Ramanand Sagar was born on 29th December, 1917 at Asal - Guru - Ke near Lahore. His Great Grandfather, Lala Shankar Das Chopra, migrated from Peshawar to Kashmir, who by his own strength became the ‘Nagar Shet’ of Kashmiri Chopras. His grandfather was Lala Ganga Ram who established his own trade in 1867 in Srinagar. His father, Lala Dinanath Chopra, used to enjoy writing poetry mainly for personal satisfaction under the nom de plume “Taj Peshawari”. Although he hailed from one of the most aristocratic and wealthiest families of the region, he was adopted by his childless maternal grandmother. Although his original name was “Chandramauli” given by his Kulpurohit, he was named Ramanand by his adopted family. But he missed his real parents love and his childhood was filled with agony and sufferings which was probably the reason for all his future creations which were filled with emotions.
The beginning 1933
First recorded work at the age of 16, wrote an exceptionally mature piece of prose-poetry titled “Pritam Pratiksha” (The wait for the beloved) for ‘Shri Pratap College Magazine’ Srinagar - Kashmir. The editor was impressed but, in disbelief, he wrote: “The editor is not responsible for its originality”. Struggling for a living, he worked as a peon, truck cleaner, soap vendor, gold smith apprentice etc during the day and studied for his degree at night.
1933 - 42
He got a Gold Medal in Sanskrit and a Gold Medal in Persian from University of Punjab in 1942. From Reporter to Sub-Editor of “Daily Milap” and “Daily Pratap” in Lahore, he rose to be the News Editor for “Daily Milap”. In a span of 12 years, Ramanand Sagar wrote 32 short stories and long- short stories, one novel, two serialized stories and a stage play. He was also hailed as a satirist in prose and poetry. He wrote under the nom de plume “Ramanand Chopra”, later known as “Ramanand Bedi” after being adopted by his maternal grand father. Some of his work appeared under “Ramanand Kashmiri” also but finally the fame and fortune were destined for the name “Ramanand Sagar”.

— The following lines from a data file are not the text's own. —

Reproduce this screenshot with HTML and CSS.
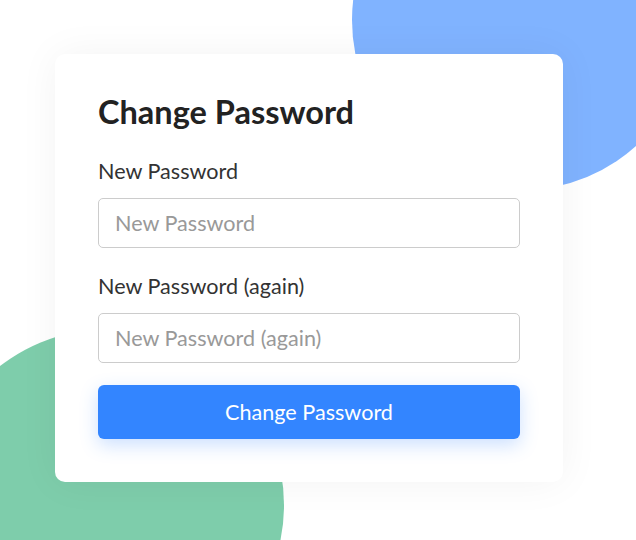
FILE: index.html
```html
<!DOCTYPE html>
<html lang="en">

<head>
    <meta charset="UTF-8">
    <title>Change Password</title>
    <link rel="stylesheet" href="styles.css">
</head>

<body>
    <div class="scene">
        <!-- decorative blobs behind the card -->
        <div class="blob blob-blue"></div>
        <div class="blob blob-green"></div>

        <div class="card">
            <h1>Change Password</h1>
            <form class="password-form">
                <label for="pass1">New Password</label>
                <input type="password" id="pass1" placeholder="New Password">
                <label for="pass2">New Password (again)</label>
                <input type="password" id="pass2" placeholder="New Password (again)">
                <button type="submit">Change Password</button>
            </form>
        </div>
    </div>
</body>

</html>
```

FILE: styles.css
```css
body {
    margin: 0;
    padding: 0;
    font-family: 'Lato', sans-serif;
    background-color: #fff;
    color: #222;
}

.scene {
    position: relative;
    width: 636px;
    height: 540px;
    overflow: hidden;
    padding-top: 54px;
    box-sizing: border-box;
}

/* Фоновые круги */
.blob {
    position: absolute;
    border-radius: 50%;
    z-index: 0;
}

.blob-blue {
    width: 340px;
    height: 340px;
    left: 352px;
    top: -150px;
    background-color: #80b3ff;
}

.blob-green {
    width: 352px;
    height: 352px;
    left: -68px;
    top: 329px;
    background-color: #7ecdab;
}

.card {
    position: relative;
    z-index: 1;
    box-sizing: border-box;
    width: 508px;
    margin-left: 55px;
    padding: 38px 43px 43px;
    background: #fff;
    border-radius: 10px;
    box-shadow: 0 0 40px rgba(0, 0, 0, 0.05);
}

h1 {
    margin: 0 0 27px;
    font-size: 32.5px;
    font-weight: 700;
    color: #222;
}

.password-form {
    display: flex;
    flex-direction: column;
}

.password-form label {
    font-size: 21.6px;
    color: #333;
    margin-bottom: 14px;
}

.password-form input {
    box-sizing: border-box;
    height: 50px;
    padding: 0 16px;
    margin-bottom: 25px;
    font-family: 'Lato', sans-serif;
    font-size: 21.6px;
    border: 1px solid #ccc;
    border-radius: 5px;
    color: #333;
}

.password-form input::placeholder {
    color: #999;
}

.password-form input:last-of-type {
    margin-bottom: 22px;
}

.password-form button {
    height: 54px;
    border: none;
    border-radius: 6px;
    background-color: #3385ff;
    color: #fff;
    font-family: 'Lato', sans-serif;
    font-size: 21.6px;
    cursor: pointer;
    box-shadow: 0 6px 18px rgba(51, 133, 255, 0.25);
}
```
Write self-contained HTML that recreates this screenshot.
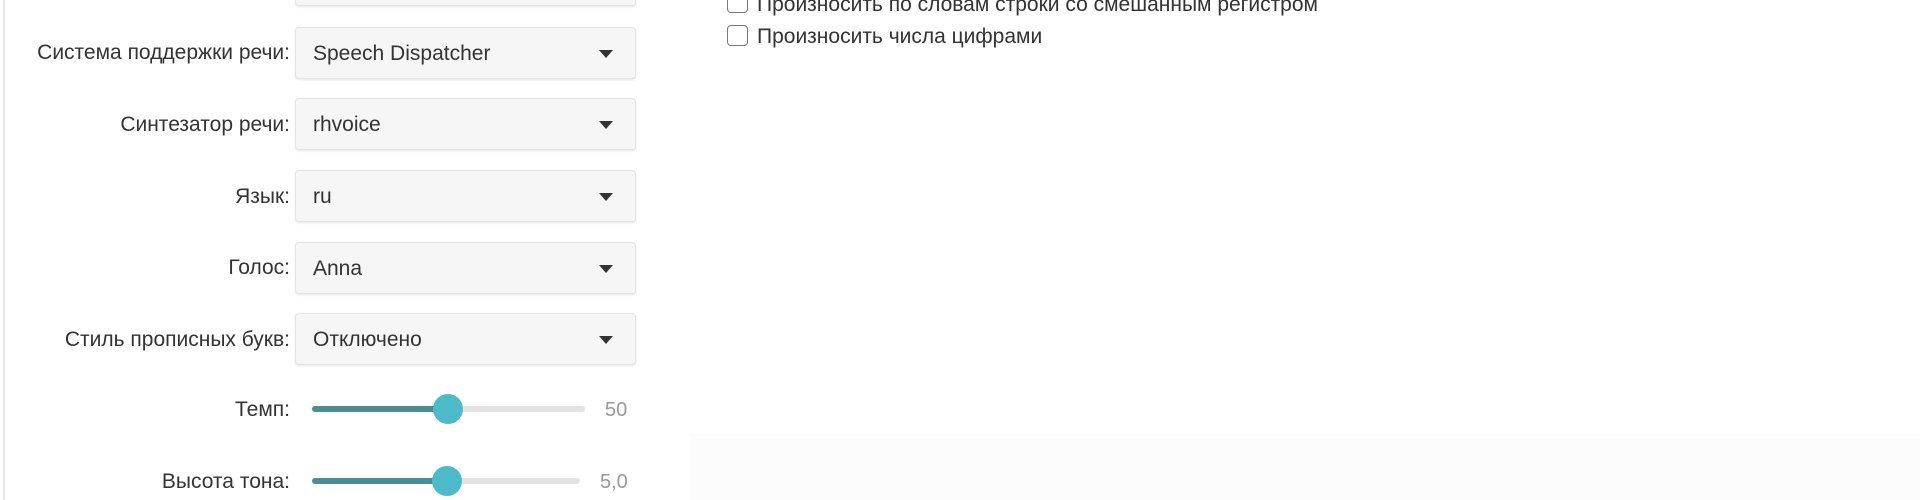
<!DOCTYPE html>
<html><head><meta charset="utf-8"><style>
*{margin:0;padding:0;box-sizing:border-box}
body{width:1920px;height:500px;background:#fff;position:relative;overflow:hidden;font-family:"Liberation Sans",sans-serif;color:#333;font-size:21px}
.vl{position:absolute;left:3px;top:0;width:2px;height:500px;background:#e8e8e8}
.bot{position:absolute;left:690px;top:434px;width:1230px;height:66px;background:#fcfcfc}
.lbl{position:absolute;right:1630px;white-space:nowrap;line-height:22px}
.box{position:absolute;left:295px;width:341px;height:52px;background:#f6f6f6;border:1px solid #e4e4e4;border-radius:4px;box-shadow:0 1px 2px rgba(0,0,0,.1)}
.box span{position:absolute;left:17px;top:15px;line-height:22px;white-space:nowrap}
.box i{position:absolute;right:22px;top:22px;width:0;height:0;border-left:7px solid transparent;border-right:7px solid transparent;border-top:8px solid #333}
.track{position:absolute;height:6px;border-radius:3px;background:#e3e3e3}
.fill{position:absolute;height:6px;border-radius:3px;background:#4a8e93}
.knob{position:absolute;width:30px;height:30px;border-radius:50%;background:#4cbac8}
.val{position:absolute;color:#999;line-height:22px;font-size:20px}
.cb{position:absolute;left:727px;width:21px;height:21px;border:1.5px solid #777;border-radius:4px;background:#fff}
.ct{position:absolute;left:757px;line-height:22px;white-space:nowrap}
</style></head><body>
<div class="vl"></div>
<div class="bot"></div>
<div class="box" style="top:-46px"></div>

<div class="lbl" style="top:42px">Система поддержки речи:</div>
<div class="box" style="top:27px"><span>Speech Dispatcher</span><i></i></div>
<div class="lbl" style="top:114px">Синтезатор речи:</div>
<div class="box" style="top:98px"><span>rhvoice</span><i></i></div>
<div class="lbl" style="top:186px">Язык:</div>
<div class="box" style="top:170px"><span>ru</span><i></i></div>
<div class="lbl" style="top:257px">Голос:</div>
<div class="box" style="top:242px"><span>Anna</span><i></i></div>
<div class="lbl" style="top:329px">Стиль прописных букв:</div>
<div class="box" style="top:313px"><span>Отключено</span><i></i></div>

<div class="lbl" style="top:399px">Темп:</div>
<div class="track" style="left:312px;width:273px;top:406px"></div>
<div class="fill" style="left:312px;width:136px;top:406px"></div>
<div class="knob" style="left:433px;top:394px"></div>
<div class="val" style="left:605px;top:399px">50</div>

<div class="lbl" style="top:471px">Высота тона:</div>
<div class="track" style="left:312px;width:268px;top:478px"></div>
<div class="fill" style="left:312px;width:135px;top:478px"></div>
<div class="knob" style="left:432px;top:466px"></div>
<div class="val" style="left:600px;top:471px">5,0</div>

<div class="cb" style="top:-8px"></div>
<div class="ct" style="top:-6px">Произносить по словам строки со смешанным регистром</div>
<div class="cb" style="top:25px"></div>
<div class="ct" style="top:26px">Произносить числа цифрами</div>
</body></html>
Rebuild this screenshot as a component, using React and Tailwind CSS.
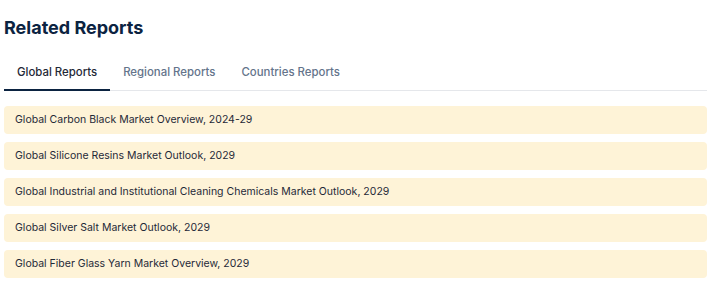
export default function App() {
  const items = [
    "Global Carbon Black Market Overview, 2024-29",
    "Global Silicone Resins Market Outlook, 2029",
    "Global Industrial and Institutional Cleaning Chemicals Market Outlook, 2029",
    "Global Silver Salt Market Outlook, 2029",
    "Global Fiber Glass Yarn Market Overview, 2029",
  ];
  const tabs = ["Global Reports", "Regional Reports", "Countries Reports"];
  return (
    <div className="w-[715px] h-[283px] bg-white px-[4px] pt-[16px]" style={{ fontFamily: "Inter, 'Noto Sans', sans-serif" }}>
      <h2 className="text-[18px] leading-[24px] font-bold text-[#0b2341]">Related Reports</h2>
      <div className="mt-[24px] w-[703px] flex border-b border-[#e5e7eb]">
        {tabs.map((t, i) => (
          <div
            key={t}
            className={
              "px-[13px] pb-[9px] text-[11.4px] leading-[16px] font-medium " +
              (i === 0 ? "text-[#1f2937] border-b-2 border-[#0b2341] -mb-[1px]" : "text-[#64748b]")
            }
          >
            {t}
          </div>
        ))}
      </div>
      <div className="mt-[15px] w-[703px] flex flex-col gap-[8px]">
        {items.map((t) => (
          <div key={t} className="h-[28px] rounded-[4px] bg-[#fef3d7] px-[11px] flex items-center text-[10.5px] text-[#1f2937]">
            {t}
          </div>
        ))}
      </div>
    </div>
  );
}
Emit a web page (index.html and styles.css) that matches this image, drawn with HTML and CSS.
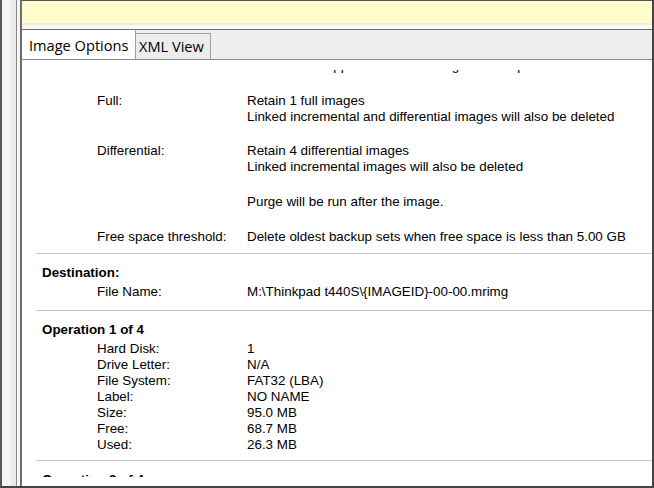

In 1942 as a T.B. patient fighting with death in a sanatorium in Tangmargh, he fought with grit and indomitable will with death. And it was there that he wrote a subjective column “Diary of a T.B. patient” serialized in “Adab-e-Mashriq”, a highly rated magazine in the 40’s. It caught the fancy of the literary world including the famous Krishen Chander and won him wide acclaim instantly. Escaping from the jaws of death fully recuperated he returned as a famous writer to Lahore.